There’s no getting away from the fact that time spent on architectural projects can be both enjoyable and at times stressful too. Particularly if you are the property owner and project manager.

Thankfully, what emerges at the end, with good planning and a good team to work, is something you can be proud of and can enjoy for years.

Whilst in the excitement of starting a new project the temptation might be to dive straight in, our recommendation is that you first take some time to review these five helpful tips.

1. Pick your team carefully

It is particularly important if you do not have significant construction experience to make sure the people you work with give you guidance and are supportive, clear and easy to deal with.

Taking time at the outset to select the right suppliers, trade experts and other professionals is time well spent and will help you to deliver the project successfully and on budget.

2. Work from a plan

Having agreed drawings and an implementation plan for everyone to work to will enable everyone to know what is expected, from whom it is expected and when it should be delivered. This will reduce the opportunities for things to go wrong and costs to escalate.

3. Look at completed projects and products

It’s important to take advice from the professionals you employ to work on your project. With advice in hand, it is worthwhile taking time to look at examples of the designs, materials and finishing touches that have been suggested.

Seeing things in person will help you confirm what styles and design cues are right for you - and you might be surprised by what you find when you meet the recommendations in the flesh.

4. Get all permits and applications sorted - early

The number and types of permits you’ll need for your architectural project will vary depending on the work required, your location and the scale of the plan.

Make sure you get all of this sorted as early as possible and look carefully for every situation where approval and regulations apply.
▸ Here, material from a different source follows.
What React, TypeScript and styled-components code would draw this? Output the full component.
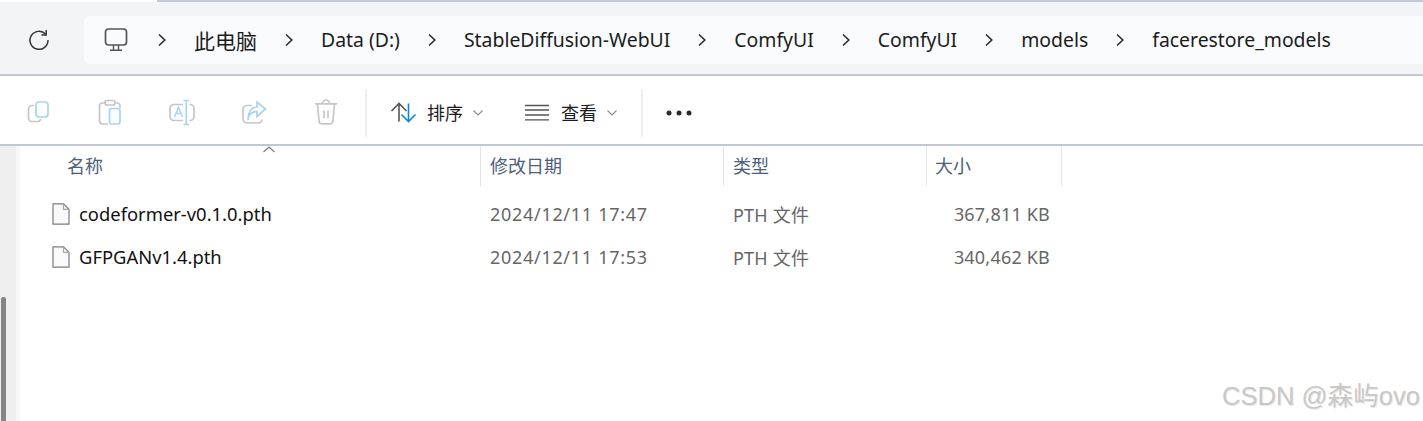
import React from 'react';
import styled, { createGlobalStyle } from 'styled-components';

const GlobalStyle = createGlobalStyle`
  html, body { margin: 0; padding: 0; background: #fff; }
  body { font-family: "Noto Sans", "Noto Sans CJK SC", sans-serif; overflow: hidden; }
`;

const CJK = '"Noto Sans CJK SC", "Noto Sans", sans-serif';

const Page = styled.div`
  position: relative;
  width: 1423px;
  height: 421px;
  overflow: hidden;
  background: #fff;
`;

const TopEdge = styled.div`
  height: 2px;
  margin-left: 157px;
  background: #c3cad3;
`;

const AddressRow = styled.div`
  display: flex;
  align-items: center;
  height: 72px;
  background: #f2f4f7;
  border-bottom: 2px solid #c1c9d2;
`;

const RefreshSlot = styled.div`
  display: flex;
  justify-content: center;
  width: 78px;
  margin-right: 6px;
  margin-top: 3px;
`;

const Crumbs = styled.div`
  display: flex;
  align-items: center;
  gap: 28px;
  flex: 1;
  height: 48px;
  margin-top: 3px;
  padding-left: 20px;
  background: #fafbfd;
  border-radius: 6px 0 0 6px;
`;

const PcIcon = styled.svg`
  margin-right: 2px;
`;

const Crumb = styled.span<{ $cjk?: boolean }>`
  font-size: ${p => (p.$cjk ? '21px' : '19.4px')};
  font-family: ${p => (p.$cjk ? CJK : 'inherit')};
  line-height: 28px;
  color: #1c1c1c;
  white-space: nowrap;
`;

const Toolbar = styled.div`
  display: flex;
  align-items: center;
  height: 62px;
  padding: 6px 0 0 24px;
  background: #fff;
  border-bottom: 2px solid #bfc8d3;
`;

const ActionIcon = styled.svg<{ $last?: boolean }>`
  display: block;
  flex: none;
  margin-right: ${p => (p.$last ? 0 : 44)}px;
  overflow: visible;
`;

const Divider = styled.div<{ $left: number; $right: number }>`
  width: 2px;
  height: 48px;
  margin: 0 ${p => p.$right}px 0 ${p => p.$left}px;
  background: #efefef;
`;

const ToolButton = styled.div<{ $right?: number }>`
  display: flex;
  align-items: center;
  margin-right: ${p => p.$right ?? 0}px;
`;

const ToolLabel = styled.span`
  margin: 0 10px 2px;
  font-family: ${CJK};
  font-size: 18px;
  line-height: 28px;
  color: #1c1c1c;
`;

const Body = styled.div`
  display: flex;
  height: 275px;
`;

const ScrollTrack = styled.div`
  display: flex;
  flex-direction: column;
  justify-content: flex-end;
  box-sizing: border-box;
  width: 20px;
  padding-left: 1px;
  background: #efefef;
  border-right: 4px solid #f7f7f7;
`;

const ScrollThumb = styled.div`
  width: 5px;
  height: 124px;
  border-radius: 2px 2px 0 0;
  background: #858585;
`;

const Listing = styled.div`
  flex: 1;
`;

const HeaderRow = styled.div`
  display: grid;
  grid-template-columns: 461px 243px 203px 135px;
  height: 40px;
  margin-bottom: 6px;
`;

const HeaderCell = styled.div<{ $pad: number }>`
  position: relative;
  display: flex;
  align-items: center;
  padding: 0 0 2px ${p => p.$pad}px;
  font-family: ${CJK};
  font-size: 18px;
  color: #4c607a;
  border-right: 1px solid #e5e5e5;
`;

const SortCaret = styled.svg`
  position: absolute;
  left: 242px;
  top: 0;
`;

const FileRow = styled.div`
  display: grid;
  grid-template-columns: 461px 243px 203px 123px;
  align-items: center;
  height: 43px;
`;

const NameCell = styled.div`
  display: flex;
  align-items: center;
  gap: 9px;
  padding-left: 32px;
  font-size: 18.4px;
  color: #111;
`;

const MetaCell = styled.div<{ $right?: boolean; $spacing?: number }>`
  padding-left: ${p => (p.$right ? 0 : 9)}px;
  text-align: ${p => (p.$right ? 'right' : 'left')};
  font-family: "Noto Sans", "Noto Sans CJK SC", sans-serif;
  font-size: 18px;
  letter-spacing: ${p => p.$spacing ?? 0}px;
  color: #666;
  white-space: nowrap;
`;

const Watermark = styled.div`
  position: absolute;
  right: 3px;
  bottom: 9px;
  font-family: "Liberation Sans", "Noto Sans CJK SC", sans-serif;
  font-size: 25.6px;
  line-height: 32px;
  color: #c8c8c8;
  text-shadow: 1px 1px 1px #e6e6e6;
  white-space: nowrap;
`;

const Chevron = () => (
  <svg width="8" height="14" viewBox="0 0 8 14" fill="none" stroke="#2a2a2a" strokeWidth="1.6">
    <path d="M1 1.5 L6.8 7 L1 12.5" />
  </svg>
);

const SmallCaret = () => (
  <svg width="10" height="6" viewBox="0 0 10 6" fill="none" stroke="#8a8a8a" strokeWidth="1.1">
    <path d="M0.5 0.5 L5 5 L9.5 0.5" />
  </svg>
);

const GREY = '#c6c6c6';
const BLUE = '#a9d3f5';

const icon = { width: 28, height: 28, viewBox: '0 0 28 28', fill: 'none', strokeWidth: 1.7 };

const crumbs = ['此电脑', 'Data (D:)', 'StableDiffusion-WebUI', 'ComfyUI', 'ComfyUI', 'models', 'facerestore_models'];

const FileIcon = () => (
  <svg width="18" height="22" viewBox="0 0 18 22" fill="#fafafc" stroke="#7d7d7d" strokeWidth="1.2">
    <path d="M1 .8 H11.5 L17 6.3 V21.2 H1 Z" />
    <path d="M11.5 .8 V6.3 H17" fill="none" stroke="#a8a8a8" />
  </svg>
);

const files = [
  { name: 'codeformer-v0.1.0.pth', date: '2024/12/11 17:47', size: '367,811 KB' },
  { name: 'GFPGANv1.4.pth', date: '2024/12/11 17:53', size: '340,462 KB' },
];

export default function App() {
  return (
    <Page>
      <GlobalStyle />
      <TopEdge />
      <AddressRow>
        <RefreshSlot>
          <svg width="24" height="24" viewBox="0 0 24 24" fill="none" stroke="#333" strokeWidth="1.5">
            <path d="M18.6 6.2 A9 9 0 1 0 21 12" />
            <path d="M19.2 2 V6.9 H14.4" />
          </svg>
        </RefreshSlot>
        <Crumbs>
          <PcIcon width="24" height="24" viewBox="0 0 24 24" fill="none" stroke="#555" strokeWidth="1.7">
            <rect x="1.5" y="1" width="21" height="16" rx="3" />
            <path d="M9.5 17 V22 M14.5 17 V22 M6 22.2 H18" strokeWidth="1.4" />
          </PcIcon>
          {crumbs.map((c, i) => (
            <React.Fragment key={i}>
              <Chevron />
              <Crumb $cjk={i === 0}>{c}</Crumb>
            </React.Fragment>
          ))}
        </Crumbs>
      </AddressRow>
      <Toolbar>
        <ActionIcon {...icon}>
          <rect x="12" y="3" width="12" height="15" rx="3" stroke={BLUE} />
          <path d="M10 6.5 H8 A3.5 3.5 0 0 0 4.5 10 V19 A3.5 3.5 0 0 0 8 22.5 H13.5 A3.5 3.5 0 0 0 16.8 20" stroke={GREY} />
        </ActionIcon>
        <ActionIcon {...icon}>
          <path d="M9 4 H6.5 A3 3 0 0 0 3.5 7 V22 A3 3 0 0 0 6.5 25 H12 M21 4 H18.5 M21 4 A3 3 0 0 1 24 7 V9" stroke={GREY} />
          <rect x="9" y="1.5" width="10" height="4.5" rx="2" stroke={GREY} />
          <rect x="13.5" y="9.5" width="10.5" height="15.5" rx="2.5" stroke={BLUE} fill="#fbfdff" />
        </ActionIcon>
        <ActionIcon {...icon}>
          <path d="M15 5.5 H6 A4 4 0 0 0 2 9.5 V17.5 A4 4 0 0 0 6 21.5 H15 M21.5 5.5 H22 A4 4 0 0 1 26 9.5 V17.5 A4 4 0 0 1 22 21.5 H21.5" stroke={GREY} />
          <path d="M18.3 1.5 V25.5 M15.5 1.5 H21.2 M15.5 25.5 H21.2" stroke={BLUE} />
          <path d="M6.5 18 L10.5 8.5 L14.5 18 M8 14.5 H13" stroke={BLUE} strokeWidth="1.5" />
        </ActionIcon>
        <ActionIcon {...icon}>
          <path d="M12 6.5 H7 A4 4 0 0 0 3 10.5 V20 A4 4 0 0 0 7 24 H18 A4 4 0 0 0 22 20.5" stroke={GREY} />
          <path d="M8 21 C8.5 15 12 12.5 17 12.5 V17.5 L25.5 10 L17 3 V8 C11 8.5 8 13 8 21 Z" stroke={BLUE} fill="#fff" />
        </ActionIcon>
        <ActionIcon {...icon} $last>
          <path d="M3 4.8 H25 M10.5 4.5 A3.5 3.5 0 0 1 17.5 4.5" stroke={GREY} />
          <path d="M5.5 5 L7 22 A3 3 0 0 0 10 24.8 H18 A3 3 0 0 0 21 22 L22.5 5" stroke={GREY} />
          <path d="M12 11.5 V19 M16 11.5 V19" stroke={GREY} />
        </ActionIcon>
        <Divider $left={25} $right={22} />
        <ToolButton $right={40}>
          <svg width="28" height="28" viewBox="0 0 28 28" fill="none" strokeWidth="1.6">
            <path d="M10 22.5 V4.5 M2.5 12 L10 4.5 L17.5 12" stroke="#555" />
            <path d="M19.5 4.5 V22.5 M12.5 15.5 L19.5 22.5 L26.5 15.5" stroke="#0f86de" />
          </svg>
          <ToolLabel>排序</ToolLabel>
          <SmallCaret />
        </ToolButton>
        <ToolButton>
          <svg width="28" height="28" viewBox="0 0 28 28" fill="none" stroke="#555" strokeWidth="1.3">
            <path d="M2 6.5 H26 M2 11 H26 M2 16 H26 M2 20.8 H26" />
          </svg>
          <ToolLabel>查看</ToolLabel>
          <SmallCaret />
        </ToolButton>
        <Divider $left={24} $right={23} />
        <svg width="26" height="6" viewBox="0 0 26 6" fill="#2b2b2b">
          <circle cx="3" cy="3" r="2.5" />
          <circle cx="13" cy="3" r="2.5" />
          <circle cx="23" cy="3" r="2.5" />
        </svg>
      </Toolbar>
      <Body>
        <ScrollTrack>
          <ScrollThumb />
        </ScrollTrack>
        <Listing>
          <HeaderRow>
            <HeaderCell $pad={47}>
              名称
              <SortCaret width="14" height="7" viewBox="0 0 14 7" fill="none" stroke="#777" strokeWidth="1.1">
                <path d="M1.5 6 L7 1 L12.5 6" />
              </SortCaret>
            </HeaderCell>
            <HeaderCell $pad={9}>修改日期</HeaderCell>
            <HeaderCell $pad={9}>类型</HeaderCell>
            <HeaderCell $pad={8}>大小</HeaderCell>
          </HeaderRow>
          {files.map(f => (
            <FileRow key={f.name}>
              <NameCell>
                <FileIcon />
                {f.name}
              </NameCell>
              <MetaCell $spacing={0.7}>{f.date}</MetaCell>
              <MetaCell $spacing={0.2}>PTH 文件</MetaCell>
              <MetaCell $right $spacing={0.2}>{f.size}</MetaCell>
            </FileRow>
          ))}
        </Listing>
      </Body>
      <Watermark>CSDN @森屿ovo</Watermark>
    </Page>
  );
}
Finding this stuff out further down the line can be a painful experience and possibly expensive to overcome - and no one wants that.

5. Be realistic

How many times have you seen a Self-Build project on TV where the budget or timescale has overrun terribly?

Although possibly overdramatised on TV, budget and time overruns on large (and small) architectural projects do happen.

The key lies in being realistic and where you do set tight deadlines or budgets, engage with suppliers so they understand the importance of the deadline and budget to the project.

Give extra focus to any critical aspects that will hinder the rest of the project if they are late or go wrong. Where possible have a back-up position because things can go wrong and your budget might be tested.

Wrapping up

This planning phase of your architectural project is one of the hardest to undertake, but you only have to do it once. Our recommendation is to give it time and keep the points above at the foremost of your mind.